I’m not naive — at least, I try not to be! Product development is an operational context obsessed with maximizing efficiency and expediency, where decision-making with inadequately digested data is simply a natural state, a basic given for anybody involved, whether a pixel-pushing associate or a strategically savvy executive. The popular models of Lean and Agile (and their variants) package methods of rapid experimentation and programmatic execution into an expertly collaborative way of making nimble progress, predicated upon learning from actual users and improvising the execution based on those lessons (i.e., sandbox prototypes, modularized features, etc.). Awesome! Great ideals, a wonderful spirit of improving the path to successful products for eager customers — I love it! Hey, it’s way better than the traditionally sluggish, bureaucratic, silo-based “waterfall” methods of the past that were far costlier & riskier, often resulting in products nobody would buy or use; truly the ultimate failure of all. (And not in a good way!)

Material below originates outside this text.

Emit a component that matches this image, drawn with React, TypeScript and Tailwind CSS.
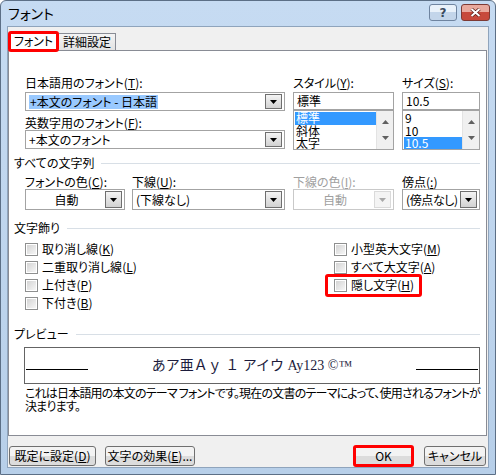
import type { ReactNode } from "react";

// Win7 "フォント" dialog (Word) — font tab

const UI = "font-['Noto_Sans_CJK_JP',sans-serif] [font-feature-settings:'palt'] text-[12px] text-black";

function Key({ k }: { k: string }) {
  return (
    <>
      (<span className="underline underline-offset-1">{k}</span>)
    </>
  );
}

function DropArrow({ disabled }: { disabled?: boolean }) {
  return (
    <span
      className={`flex h-full w-[17px] shrink-0 items-center justify-center border ${
        disabled
          ? "border-[#dadada] bg-[#f4f4f4]"
          : "border-[#6f6f6f] bg-gradient-to-b from-[#f4f4f4] to-[#d2d2d2]"
      }`}
    >
      <svg width="7" height="4" viewBox="0 0 7 4">
        <path d="M0 0h7L3.5 4z" fill={disabled ? "#a8a8a8" : "#000"} />
      </svg>
    </span>
  );
}

function Combo({
  className,
  children,
  center,
  disabled,
  selected,
}: {
  className: string;
  children: ReactNode;
  center?: boolean;
  disabled?: boolean;
  selected?: boolean;
}) {
  return (
    <div
      className={`flex items-stretch border bg-white px-[2px] py-[1px] ${
        disabled ? "border-[#c9c9c9]" : "border-[#a3a3a3]"
      } ${className}`}
    >
      <span
        className={`flex min-w-0 flex-1 items-center whitespace-nowrap ${
          center ? "justify-center" : "pl-[1px]"
        } ${disabled ? "text-[#a0a0a0]" : ""}`}
      >
        <span className={`leading-[14px] ${selected ? "bg-[#99c9ff] px-[1px]" : ""}`}>{children}</span>
      </span>
      <DropArrow disabled={disabled} />
    </div>
  );
}

function ScrollBar() {
  return (
    <div className="flex w-[17px] shrink-0 flex-col items-center justify-between border-l border-[#e3e3e3] bg-[#f0f0f0] py-[9px]">
      <svg width="7" height="4" viewBox="0 0 7 4">
        <path d="M0 4h7L3.5 0z" fill="#606060" />
      </svg>
      <svg width="7" height="4" viewBox="0 0 7 4">
        <path d="M0 0h7L3.5 4z" fill="#606060" />
      </svg>
    </div>
  );
}

function ListBox({ items, sel }: { items: string[]; sel: number }) {
  return (
    <div className="flex h-[40px] overflow-hidden border border-[#a3a3a3] bg-white">
      <div className="flex flex-1 flex-col pt-[1px] pl-[1px]">
        {items.map((it, i) => (
          <div
            key={it}
            className={`h-[12.5px] pl-[1px] leading-[12.5px] ${i === sel ? "bg-[#3399ff] text-white" : ""}`}
          >
            {it}
          </div>
        ))}
      </div>
      <ScrollBar />
    </div>
  );
}

function Header({ children }: { children: ReactNode }) {
  return (
    <div className="flex h-[14px] items-center gap-[7px] pr-[6px] pl-[5px]">
      <span className="leading-[14px]">{children}</span>
      <span className="h-px flex-1 bg-[#d8dfe6]" />
    </div>
  );
}

function Check({ children }: { children: ReactNode }) {
  return (
    <div className="flex h-[18px] items-center gap-[4px]">
      <span className="h-[13px] w-[13px] border border-[#8e8f8f] bg-white p-[1px]">
        <span className="block h-full w-full bg-gradient-to-br from-[#d4d4d4] to-[#f6f6f6]" />
      </span>
      <span className="leading-[14px]">{children}</span>
    </div>
  );
}

function Btn({ className, children }: { className: string; children: ReactNode }) {
  return (
    <div
      className={`flex items-center justify-center rounded-[3px] bg-gradient-to-b from-[#f3f3f3] from-50% to-[#dcdcdc] to-50% ${className}`}
    >
      {children}
    </div>
  );
}

export default function App() {
  return (
    <div className={`h-[475px] w-[496px] bg-white ${UI}`}>
      <div className="flex h-full w-full flex-col rounded-t-[6px] border border-[#5c6f86] bg-gradient-to-b from-[#c6dbf2] to-[#b7cfe9]">
        {/* title bar */}
        <div className="flex h-[25px] shrink-0 items-start">
          <span className="mt-[4px] ml-[7px] text-[14px] leading-[16px]">フォント</span>
          <div className="ml-auto mr-[5px] mt-[3px] flex gap-[4px]">
            <span className="flex h-[17px] w-[28px] items-center justify-center rounded-[3px] border border-[#6f84a0] bg-gradient-to-b from-[#e9f1fa] from-50% to-[#c3d5ea] to-50% font-['DejaVu_Sans',sans-serif] text-[12px] font-bold leading-none text-[#3a4a5e]">
              ?
            </span>
            <span className="flex h-[17px] w-[29px] items-center justify-center rounded-[3px] border border-[#7d3a34] bg-gradient-to-b from-[#e9a99d] from-50% to-[#c7493b] to-50%">
              <svg width="11" height="9" viewBox="0 0 11 9">
                <path d="M1.5 1l8 7M9.5 1l-8 7" stroke="#5a1a14" strokeWidth="3.4" />
                <path d="M1.5 1l8 7M9.5 1l-8 7" stroke="#fff" strokeWidth="2" />
              </svg>
            </span>
          </div>
        </div>

        {/* dialog body */}
        <div className="mx-[6px] flex h-[442px] flex-col border border-[#8fa4bc] bg-[#f0f0f0] pr-[1px]">
          {/* tabs */}
          <div className="mt-[4px] flex h-[21px] items-end">
            <div className="relative z-10 flex h-[21px] w-[51px] items-center justify-center rounded-[3px] border-[3px] border-[#ff0000] bg-white pb-[1px]">
              フォント
            </div>
            <div className="mb-[2px] flex h-[17px] w-[57px] items-center justify-center border border-b-0 border-l-0 border-[#898c95] bg-gradient-to-b from-[#f4f4f4] to-[#e2e2e2]">
              詳細設定
            </div>
          </div>

          {/* panel */}
          <div className="-mt-[2px] h-[386px] w-[479px] border border-[#898c95] bg-white">
            {/* font row */}
            <div className="mt-[24px] flex pl-[16px]">
              <div className="flex w-[260px] flex-col">
                <div className="h-[16px] leading-[16px]">
                  日本語用のフォント<Key k="T" />:
                </div>
                <Combo className="mt-[1px] h-[19px]" selected>
                  +本文のフォント - 日本語
                </Combo>
                <div className="mt-[5px] h-[14px] leading-[14px]">
                  英数字用のフォント<Key k="F" />:
                </div>
                <Combo className="h-[19px]">+本文のフォント</Combo>
              </div>
              <div className="ml-[8px] flex w-[101px] flex-col">
                <div className="h-[16px] leading-[16px]">
                  スタイル<Key k="Y" />:
                </div>
                <div className="mt-[1px] flex h-[18px] items-center border border-[#a3a3a3] pl-[3px]">標準</div>
                <ListBox items={["標準", "斜体", "太字"]} sel={0} />
              </div>
              <div className="ml-[8px] flex w-[78px] flex-col">
                <div className="h-[16px] leading-[16px]">
                  サイズ<Key k="S" />:
                </div>
                <div className="mt-[1px] flex h-[18px] items-center border border-[#a3a3a3] pl-[3px]">10.5</div>
                <ListBox items={["9", "10", "10.5"]} sel={2} />
              </div>
            </div>

            <div className="mt-[6px]">
              <Header>すべての文字列</Header>
            </div>

            {/* color / underline row */}
            <div className="mt-[5px] flex pl-[16px]">
              <div className="flex w-[100px] flex-col">
                <div className="h-[14px] leading-[14px]">
                  フォントの色<Key k="C" />:
                </div>
                <Combo className="h-[21px]" center>
                  自動
                </Combo>
              </div>
              <div className="ml-[7px] flex w-[153px] flex-col">
                <div className="h-[14px] leading-[14px]">
                  下線<Key k="U" />:
                </div>
                <Combo className="h-[21px]">(下線なし)</Combo>
              </div>
              <div className="ml-[8px] flex w-[101px] flex-col">
                <div className="h-[14px] leading-[14px] text-[#a0a0a0]">
                  下線の色<Key k="I" />:
                </div>
                <Combo className="h-[21px]" center disabled>
                  自動
                </Combo>
              </div>
              <div className="ml-[8px] flex w-[78px] flex-col">
                <div className="h-[14px] leading-[14px]">
                  傍点<Key k=":" />
                </div>
                <Combo className="h-[21px] tracking-[-0.4px]">(傍点なし)</Combo>
              </div>
            </div>

            <div className="mt-[11px]">
              <Header>文字飾り</Header>
            </div>

            {/* effects */}
            <div className="mt-[5px] flex pl-[16px]">
              <div className="flex w-[309px] flex-col">
                <Check>
                  取り消し線<Key k="K" />
                </Check>
                <Check>
                  二重取り消し線<Key k="L" />
                </Check>
                <Check>
                  上付き<Key k="P" />
                </Check>
                <Check>
                  下付き<Key k="B" />
                </Check>
              </div>
              <div className="flex flex-col">
                <Check>
                  小型英大文字<Key k="M" />
                </Check>
                <Check>
                  すべて大文字<Key k="A" />
                </Check>
                <div className="relative">
                  <Check>
                    隠し文字<Key k="H" />
                  </Check>
                  <span className="absolute -top-[2px] -left-[9px] h-[23px] w-[97px] rounded-[3px] border-[3px] border-[#ff0000]" />
                </div>
              </div>
            </div>

            <div className="mt-[15px]">
              <Header>プレビュー</Header>
            </div>

            {/* preview */}
            <div className="mt-[6px] mr-[6px] ml-[15px] flex h-[37px] items-center border border-[#646464] px-[1px]">
              <span className="mt-[8px] h-px w-[62px] shrink-0 bg-black" />
              <div className="flex flex-1 justify-center whitespace-nowrap font-['Liberation_Serif','Noto_Sans_CJK_JP',serif] text-[14px] [font-feature-settings:normal] text-[#1c1c3c]">
                <span>あア亜Ａｙ １ アイウ Ay123 ©™</span>
              </div>
              <span className="mt-[8px] h-px w-[62px] shrink-0 bg-black" />
            </div>
            <p className="mt-[2px] whitespace-nowrap pl-[16px] leading-[13px] tracking-[-0.8px]">
              これは日本語用の本文のテーマ フォントです。現在の文書のテーマによって、使用されるフォントが
              <br />
              決まります。
            </p>
          </div>

          {/* buttons */}
          <div className="mt-[8px] flex h-[23px] items-center">
            <Btn className="ml-[1px] h-[20px] w-[87px] border border-[#707070]">
              既定に設定<Key k="D" />
            </Btn>
            <Btn className="ml-[9px] h-[20px] w-[90px] border border-[#707070]">
              文字の効果<Key k="E" />...
            </Btn>
            <Btn className="ml-auto h-[22px] w-[61px] border-[3px] border-[#ff0000]">OK</Btn>
            <Btn className="mr-[1px] ml-[10px] h-[20px] w-[62px] border border-[#707070]">キャンセル</Btn>
          </div>
        </div>
      </div>
    </div>
  );
}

However, amid the mechanics that underlie such a system and the zealous devotion to such concepts, the richness, depth, and intellectual value of true “design thinking” are at risk of becoming lost. Indeed, I’d suggest that the constant absorption of the Lean/Agile ethos into how we function as people promotes a kind of anti-intellectualism against design, subverting the value of having trained, educated designers in the first place. I realize that’s quite a provocative view, so let’s take a closer look.

One issue involves the notion of how “the tools we make also make us,” which implies we get caught up in the ethos of the tool, which in effect changes our behaviors to conform to the tool’s capabilities-and limitations. Web-based systems (and their mobile counterparts) that operationalize Agile, such as JIRA and Basecamp or Asana, become the dominant way of thinking that pervades a team, shapes a culture, and affects how people talk about their work. Every veritable design-centric topic or complex feature discussion simply becomes “file a ticket” or “prioritize a request.” Is it a P1or an S3? Who knows? Until then, a particular matter of flawed design (badly placed controls, illogical labels, confusing flows) doesn’t exist! That’s silly. How can this system enable collegial, even salon-style debates on the assumptions or forecasts about a feature or its ability to support a persona’s lifestyle or evolve a business model? Indeed, such systems can become systematic prisons whereby the promise of creative ideas, which need the “conversational lubrication” of debate, are trapped and never seen, ushered along for the sake of triaging tickets and optimizing velocity levels — which are supposed to be techniques for coping with the madness of development in the first place!

Another way in which design’s intellectual value is being subverted is the language, used in grossly simplistic ways that do not even begin to scratch the surface of deep intention and significance.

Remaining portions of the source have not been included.